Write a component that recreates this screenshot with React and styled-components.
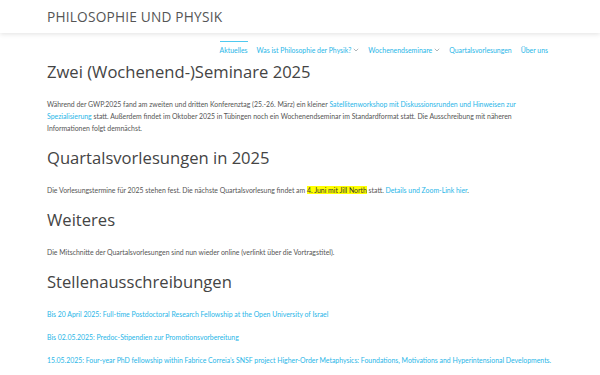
import { createGlobalStyle, styled } from "styled-components";

const GlobalStyle = createGlobalStyle`
  html, body {
    margin: 0;
    padding: 0;
    background: #fff;
  }
  body {
    font-family: "Lato", "Open Sans", sans-serif;
    color: #555;
  }
`;

export default function App() {
  return (
    <>
      <GlobalStyle />
      <Header>
        <Inner>
          <SiteTitle>PHILOSOPHIE UND PHYSIK</SiteTitle>
        </Inner>
      </Header>
      <Inner>
        <Nav>
          <NavItem $active>Aktuelles</NavItem>
          <NavItem>Was ist Philosophie der Physik?<Chevron /></NavItem>
          <NavItem>Wochenendseminare<Chevron /></NavItem>
          <NavItem>Quartalsvorlesungen</NavItem>
          <NavItem>Über uns</NavItem>
        </Nav>
        <Main>
          <Heading>Zwei (Wochenend-)Seminare 2025</Heading>
          <Para>
            Während der GWP.2025 fand am zweiten und dritten Konferenztag (25.-26. März) ein kleiner{" "}
            <Link>Satellitenworkshop mit Diskussionsrunden und Hinweisen zur Spezialisierung</Link>{" "}
            statt. Außerdem findet im Oktober 2025 in Tübingen noch ein Wochenendseminar im Standardformat statt. Die Ausschreibung mit näheren Informationen folgt demnächst.
          </Para>
          <Heading>Quartalsvorlesungen in 2025</Heading>
          <Para>
            Die Vorlesungstermine für 2025 stehen fest. Die nächste Quartalsvorlesung findet am{" "}
            <Mark>4. Juni mit Jill North</Mark> statt. <Link>Details und Zoom-Link hier</Link>.
          </Para>
          <Heading>Weiteres</Heading>
          <Para>
            Die Mitschnitte der Quartalsvorlesungen sind nun wieder online (verlinkt über die Vortragstitel).
          </Para>
          <Heading>Stellenausschreibungen</Heading>
          <Para><Link>Bis 20 April 2025: Full-time Postdoctoral Research Fellowship at the Open University of Israel</Link></Para>
          <Para><Link>Bis 02.05.2025: Predoc-Stipendien zur Promotionsvorbereitung</Link></Para>
          <Para><Link>15.05.2025: Four-year PhD fellowship within Fabrice Correia’s SNSF project Higher-Order Metaphysics: Foundations, Motivations and Hyperintensional Developments.</Link></Para>
        </Main>
      </Inner>
    </>
  );
}

function Chevron() {
  return (
    <svg width="6" height="4" viewBox="0 0 6 4" style={{ marginLeft: 2 }}>
      <path d="M0.8 0.8 L3 3 L5.2 0.8" fill="none" stroke="#9aa3a8" strokeWidth="0.8" />
    </svg>
  );
}

const Header = styled.header`
  background: #fff;
  box-shadow: 0 1px 5px rgba(0, 0, 0, 0.12);
  height: 33px;
  display: flex;
  align-items: center;
`;

const Inner = styled.div`
  margin: 0 47px;
`;

const SiteTitle = styled.div`
  font-family: "Open Sans", sans-serif;
  font-size: 13.7px;
  color: #555;
  letter-spacing: 0.2px;
`;

const Nav = styled.nav`
  display: flex;
  justify-content: flex-end;
  gap: 9px;
  margin-top: 8px;
  padding-right: 5px;
`;

const NavItem = styled.div`
  display: flex;
  align-items: center;
  font-size: 6.9px;
  color: #29b6e8;
  padding-top: 4px;
  border-top: 1px solid ${props => (props.$active ? "#4fc9f0" : "transparent")};
`;

const Main = styled.main`
  padding-top: 5px;
`;

const Heading = styled.h2`
  font-family: "Open Sans", sans-serif;
  font-weight: 400;
  font-size: 16.6px;
  color: #444;
  margin: 0 0 13px;
  line-height: 26px;
`;

const Para = styled.p`
  font-size: 6.9px;
  line-height: 12px;
  margin: 0 0 11px;
  color: #555;
`;

const Link = styled.span`
  color: #29b6e8;
`;

const Mark = styled.span`
  background: #ffff00;
  color: #333;
`;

### Problem statement
Write out again every line above exactly as given; the pictures do not belong in the copy.

### Output of the task
Write a component that recreates this screenshot with React and styled-components.
import { createGlobalStyle, styled } from "styled-components";

const GlobalStyle = createGlobalStyle`
  html, body {
    margin: 0;
    padding: 0;
    background: #fff;
  }
  body {
    font-family: "Lato", "Open Sans", sans-serif;
    color: #555;
  }
`;

export default function App() {
  return (
    <>
      <GlobalStyle />
      <Header>
        <Inner>
          <SiteTitle>PHILOSOPHIE UND PHYSIK</SiteTitle>
        </Inner>
      </Header>
      <Inner>
        <Nav>
          <NavItem $active>Aktuelles</NavItem>
          <NavItem>Was ist Philosophie der Physik?<Chevron /></NavItem>
          <NavItem>Wochenendseminare<Chevron /></NavItem>
          <NavItem>Quartalsvorlesungen</NavItem>
          <NavItem>Über uns</NavItem>
        </Nav>
        <Main>
          <Heading>Zwei (Wochenend-)Seminare 2025</Heading>
          <Para>
            Während der GWP.2025 fand am zweiten und dritten Konferenztag (25.-26. März) ein kleiner{" "}
            <Link>Satellitenworkshop mit Diskussionsrunden und Hinweisen zur Spezialisierung</Link>{" "}
            statt. Außerdem findet im Oktober 2025 in Tübingen noch ein Wochenendseminar im Standardformat statt. Die Ausschreibung mit näheren Informationen folgt demnächst.
          </Para>
          <Heading>Quartalsvorlesungen in 2025</Heading>
          <Para>
            Die Vorlesungstermine für 2025 stehen fest. Die nächste Quartalsvorlesung findet am{" "}
            <Mark>4. Juni mit Jill North</Mark> statt. <Link>Details und Zoom-Link hier</Link>.
          </Para>
          <Heading>Weiteres</Heading>
          <Para>
            Die Mitschnitte der Quartalsvorlesungen sind nun wieder online (verlinkt über die Vortragstitel).
          </Para>
          <Heading>Stellenausschreibungen</Heading>
          <Para><Link>Bis 20 April 2025: Full-time Postdoctoral Research Fellowship at the Open University of Israel</Link></Para>
          <Para><Link>Bis 02.05.2025: Predoc-Stipendien zur Promotionsvorbereitung</Link></Para>
          <Para><Link>15.05.2025: Four-year PhD fellowship within Fabrice Correia’s SNSF project Higher-Order Metaphysics: Foundations, Motivations and Hyperintensional Developments.</Link></Para>
        </Main>
      </Inner>
    </>
  );
}

function Chevron() {
  return (
    <svg width="6" height="4" viewBox="0 0 6 4" style={{ marginLeft: 2 }}>
      <path d="M0.8 0.8 L3 3 L5.2 0.8" fill="none" stroke="#9aa3a8" strokeWidth="0.8" />
    </svg>
  );
}

const Header = styled.header`
  background: #fff;
  box-shadow: 0 1px 5px rgba(0, 0, 0, 0.12);
  height: 33px;
  display: flex;
  align-items: center;
`;

const Inner = styled.div`
  margin: 0 47px;
`;

const SiteTitle = styled.div`
  font-family: "Open Sans", sans-serif;
  font-size: 13.7px;
  color: #555;
  letter-spacing: 0.2px;
`;

const Nav = styled.nav`
  display: flex;
  justify-content: flex-end;
  gap: 9px;
  margin-top: 8px;
  padding-right: 5px;
`;

const NavItem = styled.div`
  display: flex;
  align-items: center;
  font-size: 6.9px;
  color: #29b6e8;
  padding-top: 4px;
  border-top: 1px solid ${props => (props.$active ? "#4fc9f0" : "transparent")};
`;

const Main = styled.main`
  padding-top: 5px;
`;

const Heading = styled.h2`
  font-family: "Open Sans", sans-serif;
  font-weight: 400;
  font-size: 16.6px;
  color: #444;
  margin: 0 0 13px;
  line-height: 26px;
`;

const Para = styled.p`
  font-size: 6.9px;
  line-height: 12px;
  margin: 0 0 11px;
  color: #555;
`;

const Link = styled.span`
  color: #29b6e8;
`;

const Mark = styled.span`
  background: #ffff00;
  color: #333;
`;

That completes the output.